Begitu pula bagi Ibn
Taimiyyah, ia berkata: “Adapun kitab-kitab tafsir yang berada di tangan
masyarakat, maka yang paling shahih adalah tafsir Muhammad bin Jarir al-Thabari.
Kitab ini menuturkan pendapat kaum salaf dengan sanadnya, tidak memuat bid’ah
dan tidak mengutip dari orang-orang yang tertuduh dusta.”
C. Metode
Tafsir
Dalam menafsirkan al Qur’an,
metode yang ditempuh Imam al-Thabari dalam kitabnya sebagaimana yang telah
dirangkum oleh Dr. Yunus Hasan Abidu dalam karyanya yang berjudul “Tafsir al
Qur’an: Sejarah Tafsir dan Metode Para Mufasir” mencakup 12 langkah.
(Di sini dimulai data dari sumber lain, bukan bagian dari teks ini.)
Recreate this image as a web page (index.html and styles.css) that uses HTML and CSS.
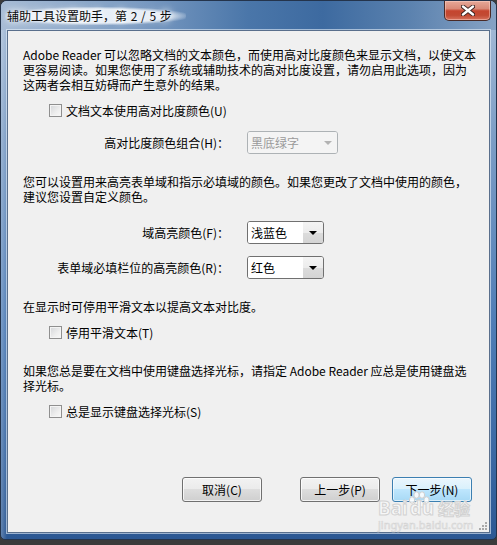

Berikut poin-poinnya secara ringkas:
1) Mengawali
penafsiran dengan mengatakan: “Pendapat tentang takwil firman Allah” begini.
2) Menafsirkan
ayat dengan menguatkan pendapatnya dengan sanadnya sendiri, baik dari sahabat
maupun tabi’in.
3) Menyimpulkan
pendapat umum dari nash dengan bantuan atsar-atsar yang
diriwayatkannya.
4) Menyebutkan
atsar-atsar yang berasal dari Rasulullah saw, sahabat dan tabi’in berikut
dengan sanad-sanadnya mulai dari yang paling kuat dan paling shahih.
5) Menguatkan
pendapat yang dipilihnya dengan alasan-alasannya.
6) Menjelaskan
pendapat ahli bahasa, seperti bentuk kata dan maknanya, baik tunggal maupun
gabungan serta menjelaskan makna yang dimaksud dalam nash yang bersangkutan.
7) Melanjutkan
dengan menjelaskan qira’at-qira’atnya, kemudian memilih qira’at yang kuat dan
mengingatkan qira’at yang tidak benar.
8) Menyertakan
sya’ir-sya’ir untuk menjelaskan dan mengukuhkan makna nash.
9) Menuturkan
i’rab pendapat para ahli nahwu untuk menjelaskan makna sebagai akibat
dari perbedaan i’rab.
10) Memaparkan
pendapat-pendapat fikih ketika menjelaskan ayat hukum, mendiskusikan dan
menguatkan yang menurutnya benar.
11) Kadang-kadang
menuturkan pendapat para ahli kalam dan menjuluki mereka dengan ahli jadaal
(ahli teologis dialektis), mendiskusikannya, dan kemudian condong kepada
pendapat ahlu sunnah wal jama’ah.
12) Memberikan
tempat yang tinggi kepada ijma’ umat ketika memilih suatu pendapat.
D. Contoh
Penafsiran
Tafsir QS. al-Kautsar
بِسْمِ اللَّهِ
الرَّحْمَنِ الرَّحِيمِ
إِنَّا
أَعْطَيْنَاكَ الْكَوْثَرَ (1) فَصَلِّ لِرَبِّكَ وَانْحَرْ (2) إِنَّ شَانِئَكَ
هُوَ الْأَبْتَرُ (3)
Dengan menyebut nama
Allah Yang Maha Pemurah lagi Maha Penyayang
Sesungguhnya Kami telah
memberikan kepadamu nikmat yang banyak (1). Maka dirikanlah shalat karena
Tuhanmu; dan berkorbanlah (2). Sesungguhnya orang-orang yang membenci kamu
dialah yang terputus (3)
Dalam
menafsirkan surah ini, al-Thabari memulai penafsirannya dengan kalimat “Al qaul
fii takwili qaulihi” (pendapat tentang takwil firman-Nya), sebagaimana yang
sering beliau lakukan ketika menafsirkan ayat-ayat lainnya.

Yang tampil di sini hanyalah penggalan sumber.